Your VAT tax liability account is where you post all transactions to which you applied the VAT tax code. The account offsets input versus output VAT to yield the net liability. This account is usually classified as a liability account because most businesses collect more VAT from their customers than they pay to their suppliers. In the rare case where the opposite is true, it can be reclassified as an asset account. Read Create and use tax codes | Manager.

The Withholding tax receivable account is an asset account where the amount held by your customer on your behalf for eventual remittance to the government is recorded. There is no offsetting. There is only the transfer to Withholding tax after your customer pays the government. At that point, the balance of that account can be applied to your tax filing. Read Account for withholding tax on sales invoices | Manager again.

The withholding tax feature built-in ordinarily favours income tax and not VAT.

In most jurisdictions, withholding tax is applicable on only income tax. The amount deducted is used to reduce the final income tax payable by the taxpayer (the service provider or goods supplier).
With the above, the built in function works perfectly. The user of manager will click on withholding tax either at the time of invoicing or at a later date when the final withholding amount is deducted. This will then be moved from withholding tax receivable to withholding tax when the certificate of payment is received from the customer or notification from the tax authority.

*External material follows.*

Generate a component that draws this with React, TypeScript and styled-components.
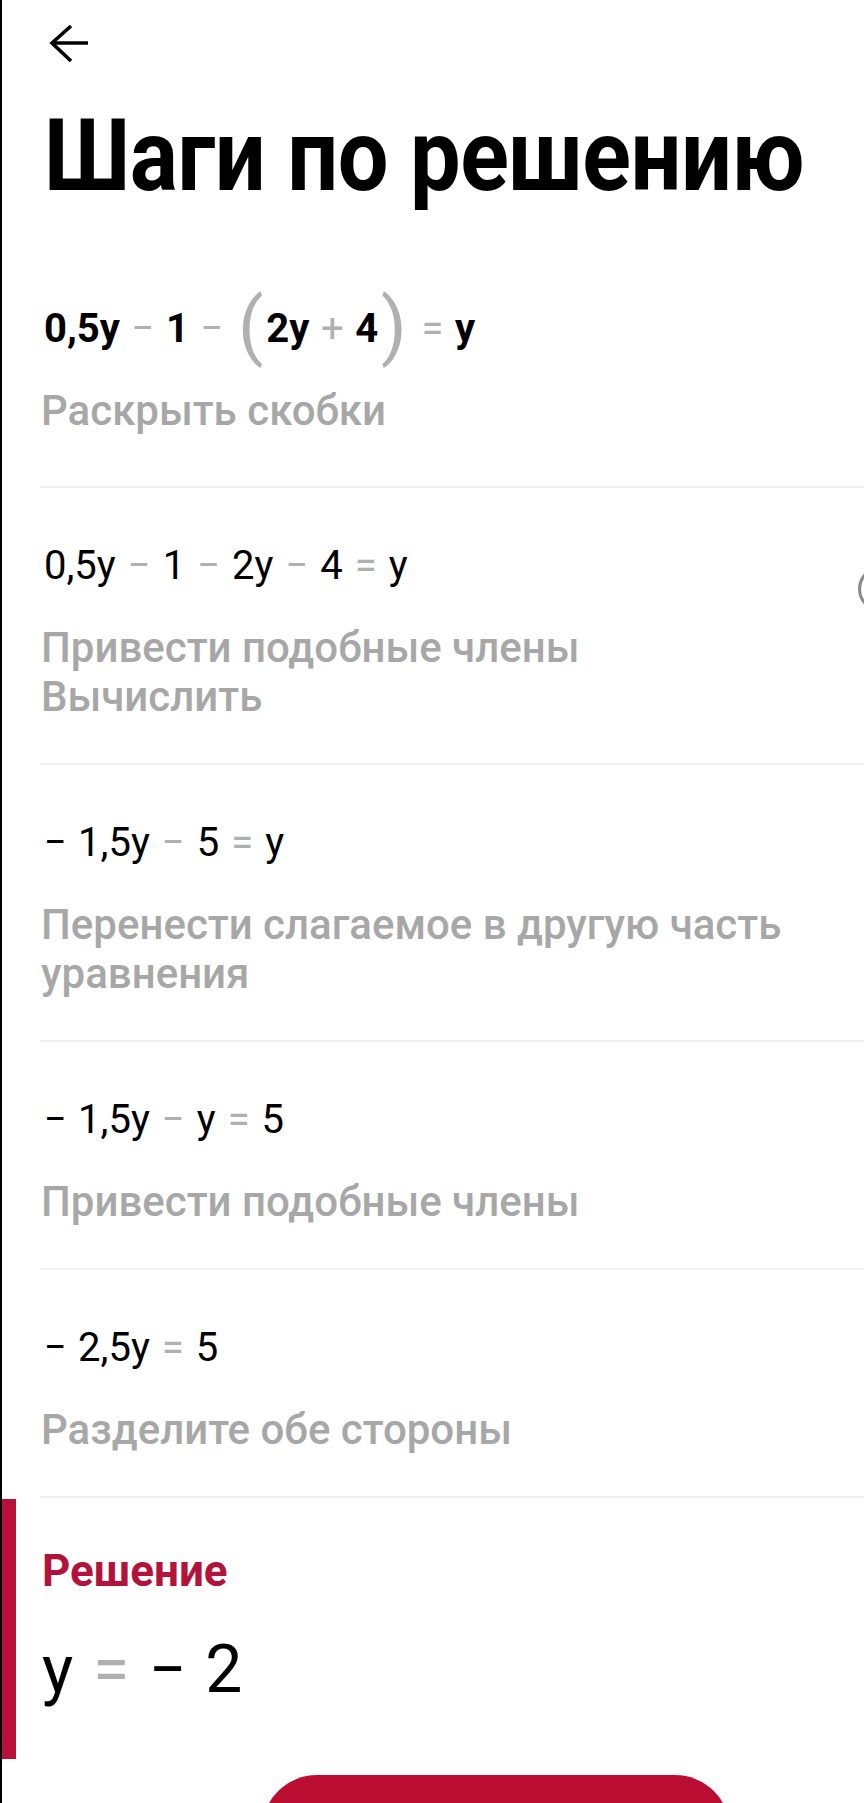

Bearing in mind that income tax result from the profit generated from operations and VAT is tax being collected on behalf of Government (meaning - we are just acting as agent of collection), they need to be accounted separately.

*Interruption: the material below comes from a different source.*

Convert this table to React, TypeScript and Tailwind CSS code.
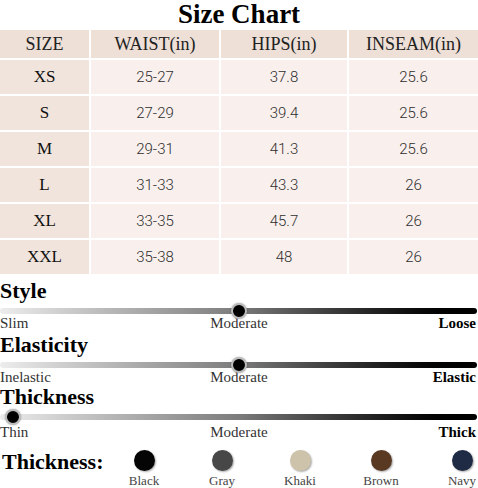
import React from 'react';

const serif = "font-['Liberation_Serif','Times_New_Roman',serif]";

const ROWS = [
  ['XS', '25-27', '37.8', '25.6'],
  ['S', '27-29', '39.4', '25.6'],
  ['M', '29-31', '41.3', '25.6'],
  ['L', '31-33', '43.3', '26'],
  ['XL', '33-35', '45.7', '26'],
  ['XXL', '35-38', '48', '26'],
];

const HEADERS = ['SIZE', 'WAIST(in)', 'HIPS(in)', 'INSEAM(in)'];

const COLORS = [
  { name: 'Black', bg: 'bg-[#050505]', ml: 'ml-0' },
  { name: 'Gray', bg: 'bg-[#474747]', ml: 'ml-[46px]' },
  { name: 'Khaki', bg: 'bg-[#cdc2aa]', ml: 'ml-[46px]' },
  { name: 'Brown', bg: 'bg-[#5a3922]', ml: 'ml-[49px]' },
  { name: 'Navy', bg: 'bg-[#1f2a44]', ml: 'ml-[49px]' },
];

interface ScaleProps {
  title: string;
  knob: string;
  left: string;
  right: string;
  className: string;
  labelsClass: string;
}

const Scale: React.FC<ScaleProps> = ({ title, knob, left, right, className, labelsClass }) => {
  return (
    <div className={className}>
      <div className={`${serif} text-[22px] leading-[22px] font-bold text-black`}>{title}</div>
      <div className="relative mt-[3px] h-[12px] flex items-center">
        <div className="h-[6px] w-[477px] rounded-full bg-linear-to-r from-[#ededed] via-[#7c7c7c] to-black"></div>
        <div
          className={`absolute top-1/2 -translate-y-1/2 ${knob} w-[16px] h-[16px] rounded-full bg-black border-2 border-[#bcbcbc] shadow-[0_0_2px_rgba(0,0,0,0.3)]`}
        ></div>
      </div>
      <div className={`${labelsClass} grid grid-cols-3 ${serif} text-[15px] leading-[16px] text-[#333]`}>
        <span className="text-left">{left}</span>
        <span className="text-center">Moderate</span>
        <span className="text-right pr-[2px] font-bold text-black">{right}</span>
      </div>
    </div>
  );
};

const App: React.FC = () => {
  return (
    <div className="w-[478px] h-[488px] bg-white overflow-hidden flex flex-col">
      <h1 className={`${serif} h-[30px] text-[27px] leading-[28px] font-bold text-black text-center`}>
        Size Chart
      </h1>

      {/* table */}
      <div className="grid grid-cols-[89px_128px_126px_129px] gap-[2px] bg-white">
        {HEADERS.map((h) => (
          <div
            key={h}
            className={`h-[28px] bg-[#eee0d7] flex items-center justify-center ${serif} text-[18px] text-[#222]`}
          >
            {h}
          </div>
        ))}
        {ROWS.map((row) =>
          row.map((cell, i) =>
            i === 0 ? (
              <div
                key={row[0] + i}
                className={`h-[34px] bg-[#f1e4dc] flex items-center justify-center ${serif} text-[17px] text-[#111]`}
              >
                {cell}
              </div>
            ) : (
              <div
                key={row[0] + i}
                className="h-[34px] bg-[#f9f0ed] flex items-center justify-center font-['Roboto',sans-serif] font-light text-[15px] text-[#2e2e2e]"
              >
                {cell}
              </div>
            )
          )
        )}
      </div>

      <Scale title="Style" knob="left-[231px]" left="Slim" right="Loose" className="mt-[6px]" labelsClass="-mt-[2px]" />
      <Scale
        title="Elasticity"
        knob="left-[231px]"
        left="Inelastic"
        right="Elastic"
        className="mt-[3px]"
        labelsClass="-mt-[2px]"
      />
      <Scale title="Thickness" knob="left-[5px]" left="Thin" right="Thick" className="mt-[1px]" labelsClass="mt-[1px]" />

      {/* colours */}
      <div className="mt-[10px] flex items-start">
        <div className={`${serif} w-[128px] pl-[2px] text-[22px] leading-[22px] font-bold text-black mt-[1px]`}>
          Thickness:
        </div>
        {COLORS.map((c) => (
          <div key={c.name} className={`${c.ml} w-[32px] flex flex-col items-center`}>
            <div className={`w-[21px] h-[21px] rounded-full ${c.bg} shadow-[1px_1px_2px_rgba(0,0,0,0.35)]`}></div>
            <span className={`mt-[2px] whitespace-nowrap ${serif} text-[13px] leading-[15px] text-[#444]`}>{c.name}</span>
          </div>
        ))}
      </div>
    </div>
  );
};

export default App;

VAT is charge on the services provided referred to as Output tax and on purchases referred to as Input tax.

Normally, the Output will be collected and the Input tax paid in FULL. When filling your returns monthly, the difference being the Net VAT Payable is paid to the Tax Authority.

THE REAL ISSUE
Some jurisdictions require a percentage (%) of the Input VAT to be withheld when payment is being as an authorised agent.

Now lets consider the above in the records of the service provider using Manager.io.

When VAT is charge on the service provided (Output VAT), the Tax payable (VAT payable) on the Financial Position is credited (Increased) and can only be reduced — aside payment — when we consumed a service or product and are charged Input VAT.

If the Company we have charged Output VAT is a withholding VAT agent, it will withhold VAT in addition to income tax. In accounting for this, you can only put the 2 (Withholding income tax and Withholding VAT on Output) together as withholding tax which will move to withholding tax receivable and when payment certificate is received, its further transferred to withholding tax receipt.

Meanwhile, the tax law provides that the withheld amount should be used to reduce the Net VAT payable, same way as the Input VAT.


@lubos @Tut

Can’t we have 2 withholdings (Withholding on income and withholding on Tax) so that the withholding VAT receivable, when transferred to withholding VAT receipt will reduce the Net VAT Payable directly on monthly.

The alternative is a Journal Entry on each sale transaction directly to the Tax payable account (VAT) or from the withholding tax receivable/Withholding tax receipt (income tax purpose) to Tax payable.